About

Concept

Colombia is the second most biodiverse country in the world with a large rural population of small-holder, low income farmers. As the demand for meat and dairy increases, livestock farming continues to expand onto land that is not appropriate for farming, causing environmental damage through forest clearance, loss of biodiversity and land degradation.

Different national initiatives aim to encourage more intensive and sustainable farming that support farmers’ livelihoods and protect the environment and its rich biodiversity. Silvopastoral farming is one of those initiatives as it combines forestry and grazing. However, due to cultural and social factors, in combination with possible economic and agronomic influences, uptake remains low and deforestation continues.

The BioSmart study region, including the localities of Morelia and Albania in Caquetá, Colombia. Map by Cristina Rosique-Esplugas.
The BioSmart study region, including the localities of Morelia and Albania in Caquetá, Colombia. Map by Cristina Rosique-Esplugas.

BioSmart is a Newton Fund project that aims to explore and understand the reasons behind the low adoption of silvopastoral systems in Colombia. With an interdisciplinary approach, we build evidence to understand the cultural and economic context for the adoption of silvopastoral farming. We also study their ecological impact, in particular on plant and invertebrate biodiversity. After a pump-priming Phase I that focused on a small number of individual farms, we have scaled up our focus to a landscape level in Phase II.

Find out more about our different interdisciplinary methods, below.

Interdisciplinary

This interdisciplinary project brings together cultural geography, behavioural economics and ecological expertise from both the UK and Colombia to investigate institutional barriers as well as the socio-economic factors influencing the uptake of silvopastoral livestock farming practices that can support livelihoods and protect and enhance biodiversity.

Maria and Lisset interview a farmer on one of the farms in Caquetá.

Cultural Geography

We use the innovative methodology of Institutional Ethnography and combine research tools that include in-depth interviews, focus groups, participant observation and document analysis to investigate how agro-environmental projects, inclusive but not limited to silvopasture are organised, offered and implemented in the area.
Based on evidence from Phase I, our starting point is that low adoption of agro-environmental schemes including silvopastoral systems is too often explained as farmers’ failure, while the ways in which they are offered and implemented escapes detailed scrutiny. Our aim is to understand what that offer entails and how it works from the standpoint of farmers. We listen to farmers’ experience in order to improve the adoption and sustainability of these production systems.

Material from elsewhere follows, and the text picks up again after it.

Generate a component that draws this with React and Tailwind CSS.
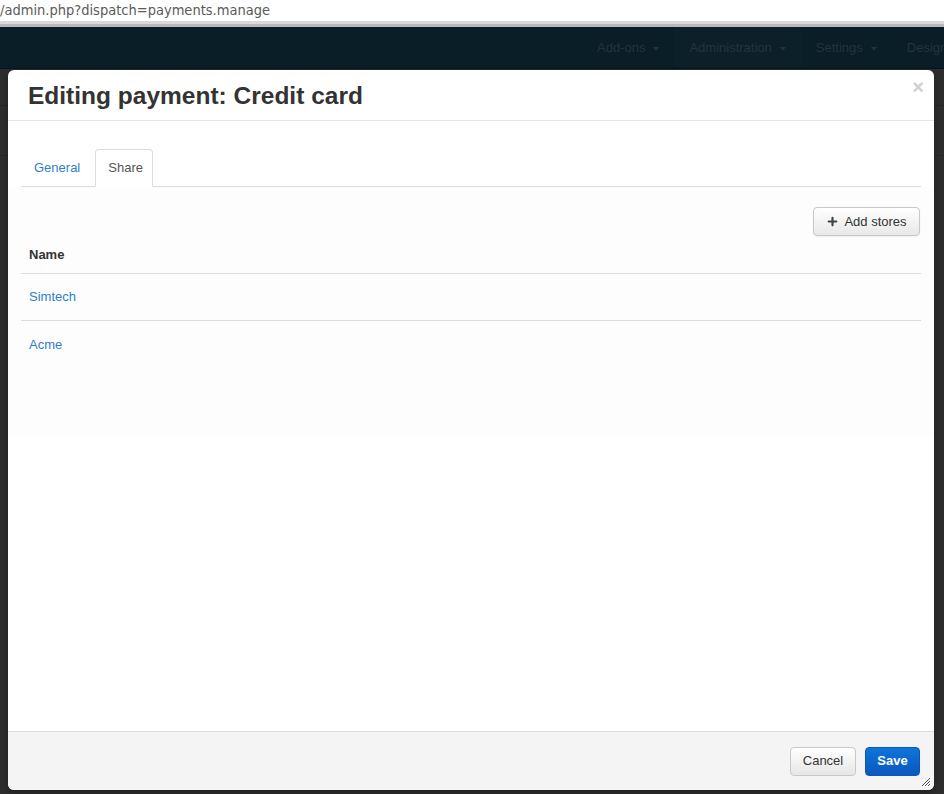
import { Plus } from "lucide-react";

const menu = ["Add-ons", "Administration", "Settings", "Design"];

function Caret() {
  return (
    <span className="ml-[8px] inline-block w-0 h-0 border-l-[3.5px] border-r-[3.5px] border-t-[4px] border-l-transparent border-r-transparent border-t-[#22323a] translate-y-[1px]" />
  );
}

export default function App() {
  const stores = ["Simtech", "Acme"];

  return (
    <div className="relative h-[794px] w-full overflow-hidden bg-[#2d2d2d] font-['Liberation_Sans',Arial,sans-serif]">
      {/* Browser address strip */}
      <div className="h-[21px] bg-white flex items-center text-[14.5px] text-[#5a5a5a] font-['DejaVu_Sans_Condensed','DejaVu_Sans',sans-serif] leading-none">
        /admin.php?dispatch=payments.manage
      </div>
      <div className="h-[3px] bg-[#dadada]" />
      <div className="h-[3px] bg-[#b9b9b9]" />

      {/* Top nav (dimmed by the overlay) */}
      <div className="h-[42px] bg-[#0a1e27] border-b border-[#06141a] flex pl-[582px] whitespace-nowrap">
        {menu.map((m) => (
          <div
            key={m}
            className={`flex items-center px-[15px] text-[13px] text-[#24343b] ${
              m === "Administration" ? "bg-[#0c2029]" : ""
            }`}
          >
            {m}
            {m !== "Design" && <Caret />}
          </div>
        ))}
      </div>

      {/* Page behind the overlay */}
      <div className="h-[37px] border-b border-[#262626]" />
      <div className="h-[50px] border-b border-[#272727]" />

      {/* Modal */}
      <div className="absolute left-[8px] top-[70px] w-[926px] h-[720px] bg-white rounded-[6px] flex flex-col overflow-hidden shadow-[0_3px_7px_rgba(0,0,0,0.3)]">
        <div className="relative h-[51px] shrink-0 border-b border-[#e5e5e5] flex items-center px-[20px]">
          <h3 className="text-[24.5px] font-bold text-[#333] leading-none mt-[3px]">
            Editing payment: Credit card
          </h3>
          <span className="absolute right-[10px] top-[7px] text-[20px] font-bold text-[#d0d0d0] leading-none">
            ×
          </span>
        </div>

        <div className="flex-1 flex flex-col">
          <div className="px-[13px] pt-[28px]">
            <div className="flex border-b border-[#ddd] h-[38px]">
              <div className="px-[12px] mr-[2px] border border-transparent flex items-center text-[13px] text-[#2f7fca]">
                General
              </div>
              <div className="pl-[12px] pr-[9px] border border-[#ddd] border-b-white bg-white rounded-t-[4px] -mb-[1px] flex items-center text-[13px] text-[#555]">
                Share
              </div>
            </div>
          </div>

          <div className="bg-[#fdfdfd] h-[250px] px-[13px] pt-[20px]">
            <div className="flex justify-end pr-[1px]">
              <button className="h-[29px] w-[107px] flex items-center justify-center gap-[5px] rounded-[4px] border border-[#c8c8c8] bg-gradient-to-b from-white to-[#e8e8e8] text-[13px] text-[#333] shadow-[inset_0_1px_0_rgba(255,255,255,0.3),0_1px_2px_rgba(0,0,0,0.05)]">
                <Plus size={13} strokeWidth={4} className="text-[#444]" />
                Add stores
              </button>
            </div>
            <div className="h-[38px] border-b border-[#ddd] flex items-center px-[8px] text-[13px] font-bold text-[#333]">
              Name
            </div>
            {stores.map((s, i) => (
              <div
                key={s}
                className={`h-[47px] flex items-center px-[8px] text-[13px] text-[#2f7fca] ${
                  i < stores.length - 1 ? "border-b border-[#ddd]" : ""
                }`}
              >
                {s}
              </div>
            ))}
          </div>

          <div className="flex-1 bg-white" />
        </div>

        <div className="relative h-[59px] shrink-0 border-t border-[#dddddd] bg-[#f4f4f4] flex items-center justify-end gap-[9px] pr-[14px]">
          <button className="h-[29px] w-[66px] rounded-[4px] border border-[#c8c8c8] bg-gradient-to-b from-white to-[#e6e6e6] text-[13px] text-[#333]">
            Cancel
          </button>
          <button className="h-[29px] w-[55px] rounded-[4px] border border-[#0a57b8] bg-gradient-to-b from-[#0f74da] to-[#0a58bf] text-[13px] font-bold text-white">
            Save
          </button>
          <svg className="absolute right-[3px] bottom-[3px]" width="10" height="10" viewBox="0 0 10 10">
            <path d="M9 1 L1 9 M9 4 L4 9 M9 7 L7 9" stroke="#555" strokeWidth="1" />
          </svg>
        </div>
      </div>
    </div>
  );
}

Maria walks with a farmer in the Albania region of Caquetá.

Economics and Behaviours

We use a variety of approaches based on economic theory to understand the policy environment and how that may influence upscaling of these silvopastoral systems. We review policy influences which affect uptake, to assess the potential for policy interventions, including payments for ecosystems services, in dictating the level of uptake of silvopasture across the BioSmart regions of Colombia.
We examine farmer decision making, based on a large-scale survey (collected by CIAT) but also using on ground economic experiments, to understand the effect of fellow farmers behaviour and the balancing of risks and benefits from adopting silvopasture.
Finally, using spatial modelling to codify the effect of these influences on farmers across the region, we predict uptake levels and impacts on key SDG indicators for economic and environmental recovery, e.g. Greenhouse gas mitigation, sustainable and equitable incomes.

Luis Miguel and Mike sample invertebrates in a pasture plot.

Ecology

BioSmart studies the ecological impacts of silvopastoral farming by investigating its impacts on biodiversity.

Through a large-scale field campaign we will quantify the scale-dependent benefits of silvopastoral practices and forest protection on biodiversity and ecosystem services to provide policy guidance at a landscape scale. This should identify optimal approaches to promote forest protection and silvopastoral implementation beyond just the individual farm.

We use a combination of botanical and invertebrate surveys to measure biodiversity across different habitat types within each farm in order to assess their conservation value.

Impact

BioSmart have identified the following communities who will be impacted by our work:

  • smallholder farmers currently adopting or wishing to adopt silvopastoral systems,

  • policymakers and other stakeholders interested in seeking ways to promote silvopastoral systems to increase resilience and enhance ecolosystems services in Colombian agricultural systems,

  • consumers of milk and dairy produce within Colombia.

With this in mind, we have organised activities and events in order to maximise outreach of our results:

  • Farmer workshops,

  • A symposium on The socio-ecological dynamics of tropical silvopastoral systems, to be held at the Association for Tropical Biology and Conservation’s annual meeting 2020 (postponed to 2022),

  • Scientific publications and other publication including web page and other literature in English and Spanish.